How to Lose Weight and Keep It Off, Forever

Updated: May 4, 2021

With 2/3 of the UK population now classified as overweight or obese, there has never been more available information about how to lose weight and get in shape. At some point in your life, you’ve probably been on a diet to lose weight and maybe even experimented with some of the more popular diets like keto, paleo, vegan, Atkins, weight watchers, etc. You may have even found success in the past but now that muffin top or spare tyre has made its way back to your waistline and you’re looking for some advice again. The good news is you’ve come to the right place and below is exactly what you need to know to lose weight and keep it off for good. The bad news is there are no quick fixes, miracle cures, or fad diets here. Just evidence-based advice that is proven to work for anyone.

In order to achieve healthy sustainable weight loss, there are a number of core principles (or rules if you prefer), which you need to follow. The 4 core weight loss principles are:

  1. You must be in a calorie deficit (i.e. your calories in must be less than you calories out).

  2. Don't lose weight too quickly (aim to lose no more than 0.5 - 1.0% of your bodyweight per week).

  3. Eat a high protein diet (i.e. 1.6 - 2.2 g/kg/day)

  4. Engage in resistance training (i.e. weight lifting or bodyweight training) at least twice/week.

While you may be able to achieve some levels of success by only following some of these core principles, for long-term results you need to follow all four and remain active once reaching your goal weight.

Now it’s all well and good to make these statements but you’re probably wanting to know why these principles are so key and why this advice may differ from the millions of other people’s weight loss advice you’ve heard before. This is where many so-called weight loss ‘experts’ shy away from talking facts and the long-term results of their diet fads. Just about any crazy fad diet can induce weight loss in the short-term (< 3 months), but the evidence shows they all fail in the long term (> 2 years), often causing greater increases in total body fat accumulation overall. No matter how you do it, creating a calorie deficit will result in weight loss. But, could you follow that juice fast forever? How about never eating another carb your whole life? I didn’t think so. That's why these diets fail long-term, as they’re all looking at how to just get the weight off quickly to make money. What they’re not doing is helping you to put in place habits and behaviours that will maintain a healthy weight and stop the endless yo-yo dieting cycle.

Calorie Deficit

Weight loss is the product of a negative calorie balance (i.e. Calories In < Calories Out). However, calories in vs calories out is not as simple as public health messages such as “Eat Less and Move More” would suggest. Calories in is simple enough, it's the sum of all the food and drinks you ingest each day including alcohol. The calories out side of the equation, however, is a little more complicated and is made up of 4 components:

  • Basal Metabolic Rate (BMR).

  • Non-Exercise Activity Thermogenesis (NEAT).

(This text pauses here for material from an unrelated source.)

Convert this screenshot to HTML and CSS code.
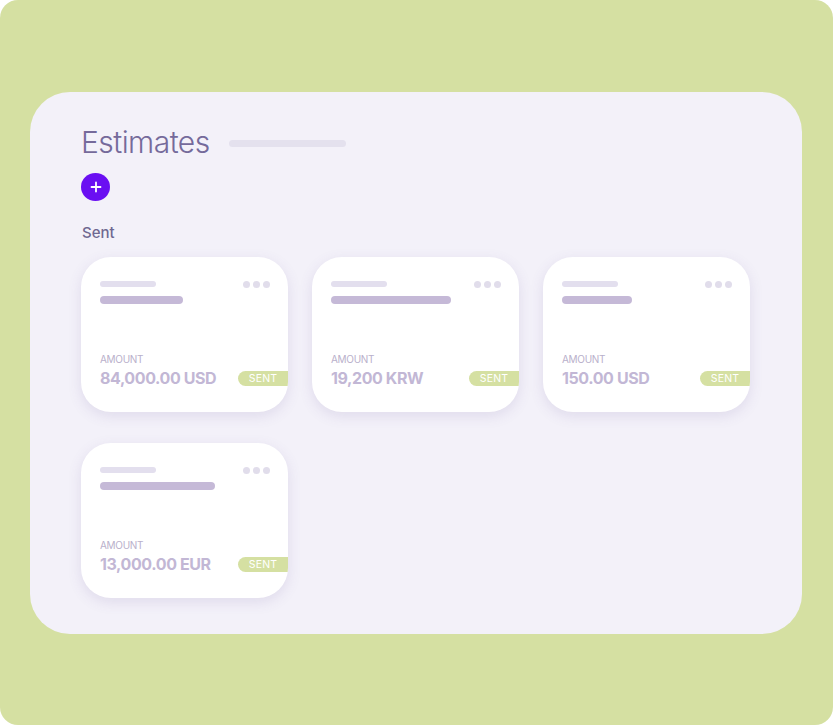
FILE: index.html
```html
<!DOCTYPE html>
<html>
<head>
<meta charset="utf-8">
<link rel="stylesheet" href="styles.css">
</head>
<body>
<div class="frame">
  <div class="panel">
    <div class="title-row">
      <h1 class="title">Estimates</h1>
      <span class="title-bar"></span>
    </div>
    <button class="add-btn" aria-label="Add">
      <svg width="12" height="12" viewBox="0 0 12 12"><path d="M6 1.5v9M1.5 6h9" stroke="#fff" stroke-width="1.8" stroke-linecap="round"/></svg>
    </button>
    <div class="section-label">Sent</div>
    <div class="grid">
      <div class="card">
        <div class="card-top">
          <div class="bars">
            <span class="bar bar-light" style="width:56px"></span>
            <span class="bar bar-dark" style="width:83px"></span>
          </div>
          <div class="dots"><i></i><i></i><i></i></div>
        </div>
        <div class="card-bottom">
          <div class="amount-label">AMOUNT</div>
          <div class="amount-row">
            <div class="amount">84,000.00 USD</div>
            <span class="badge">SENT</span>
          </div>
        </div>
      </div>
      <div class="card">
        <div class="card-top">
          <div class="bars">
            <span class="bar bar-light" style="width:56px"></span>
            <span class="bar bar-dark" style="width:120px"></span>
          </div>
          <div class="dots"><i></i><i></i><i></i></div>
        </div>
        <div class="card-bottom">
          <div class="amount-label">AMOUNT</div>
          <div class="amount-row">
            <div class="amount">19,200 KRW</div>
            <span class="badge">SENT</span>
          </div>
        </div>
      </div>
      <div class="card">
        <div class="card-top">
          <div class="bars">
            <span class="bar bar-light" style="width:56px"></span>
            <span class="bar bar-dark" style="width:70px"></span>
          </div>
          <div class="dots"><i></i><i></i><i></i></div>
        </div>
        <div class="card-bottom">
          <div class="amount-label">AMOUNT</div>
          <div class="amount-row">
            <div class="amount">150.00 USD</div>
            <span class="badge">SENT</span>
          </div>
        </div>
      </div>
      <div class="card">
        <div class="card-top">
          <div class="bars">
            <span class="bar bar-light" style="width:56px"></span>
            <span class="bar bar-dark" style="width:115px"></span>
          </div>
          <div class="dots"><i></i><i></i><i></i></div>
        </div>
        <div class="card-bottom">
          <div class="amount-label">AMOUNT</div>
          <div class="amount-row">
            <div class="amount">13,000.00 EUR</div>
            <span class="badge">SENT</span>
          </div>
        </div>
      </div>
    </div>
  </div>
</div>
</body>
</html>
```
FILE: styles.css
```css
* { box-sizing: border-box; }
html, body { margin: 0; padding: 0; background: #ffffff; }
body { font-family: Inter, "Noto Sans", sans-serif; }
.frame {
  width: 833px;
  height: 725px;
  background: #d5e0a2;
  border-radius: 18px;
  padding: 92px 31px 0 30px;
}
.panel {
  width: 772px;
  height: 542px;
  background: #f3f1f9;
  border-radius: 40px;
  padding: 30px 0 0 51px;
}
.title-row {
  display: flex;
  align-items: center;
  gap: 19px;
  height: 40px;
}
.title {
  margin: 0;
  font-size: 30px;
  font-weight: 300;
  color: #756a9b;
  letter-spacing: -0.55px;
  line-height: 40px;
}
.title-bar {
  width: 117px;
  height: 7px;
  border-radius: 4px;
  background: #e4e1ee;
  margin-top: 2px;
}
.add-btn {
  display: flex;
  align-items: center;
  justify-content: center;
  width: 29px;
  height: 28px;
  margin-top: 11px;
  padding: 0;
  border: 0;
  border-radius: 50%;
  background: #6a0ff2;
}
.section-label {
  margin-top: 22px;
  margin-left: 1px;
  font-size: 15px;
  font-weight: 500;
  color: #6f6891;
  line-height: 20px;
}
.grid {
  margin-top: 14px;
  display: grid;
  grid-template-columns: repeat(3, 207px);
  column-gap: 24px;
  row-gap: 31px;
}
.card {
  height: 155px;
  background: #ffffff;
  border-radius: 30px;
  box-shadow: 0 4px 14px rgba(90, 70, 150, 0.13);
  padding: 24px 18px 0 19px;
  overflow: hidden;
  display: flex;
  flex-direction: column;
  justify-content: space-between;
}
.card-top {
  display: flex;
  justify-content: space-between;
  align-items: flex-start;
}
.bars {
  display: flex;
  flex-direction: column;
  gap: 9px;
}
.bar { display: block; border-radius: 4px; }
.bar-light { height: 6px; background: #e3dfee; }
.bar-dark { height: 8px; background: #c5b9d7; }
.dots { display: flex; gap: 3px; margin-top: 0; }
.dots i {
  display: block;
  width: 7px;
  height: 7px;
  border-radius: 50%;
  background: #e1ddeb;
}
.card-bottom { padding-bottom: 24px; }
.amount-label {
  font-size: 10px;
  color: #b9b0cb;
  line-height: 12px;
  letter-spacing: -0.3px;
}
.amount-row {
  display: flex;
  justify-content: space-between;
  align-items: center;
  margin-top: 3px;
  margin-right: -18px;
}
.amount {
  font-size: 16px;
  font-weight: 700;
  color: #c2b7d5;
  line-height: 20px;
  letter-spacing: -0.4px;
}
.badge {
  display: flex;
  align-items: center;
  justify-content: center;
  width: 50px;
  height: 15px;
  border-radius: 8px 0 0 8px;
  background: #d5e0a2;
  color: #ffffff;
  font-size: 10.5px;
  font-weight: 400;
  letter-spacing: 0.2px;
}
```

  • Thermic Effect of Food (TEF).

  • Exercise Activity (EA).

All together these 4 components make up your Total Daily Energy Expenditure (TDEE). To help you understand, and help dispel some diet myths I will explain each of these individually and how much each contributes to your TDEE.

Basal Metabolic Rate (BMR) – this is the largest component of your TDEE, making up approximately 60 - 70% of the calories out part of the equation (however, this percentage may be lower in very active individuals). Your BMR accounts for all the energy that is required to run all your bodily functions including, pumping your blood around the body, creating hormones, thinking, breathing, etc.

Non-Exercise Activity Thermogenesis (NEAT) – NEAT makes up approximately 15% of your TDEE but may be as much as 50% in highly active individuals. NEAT accounts for all the involuntary movements you make each day like using your devices, fidgeting, talking, moving around, etc. Your NEAT can actually decrease significantly when you become more active as an unconscious effort to be less active in your involuntary day-to-day activities to compensate for the energy you are expending through more regular exercise activity.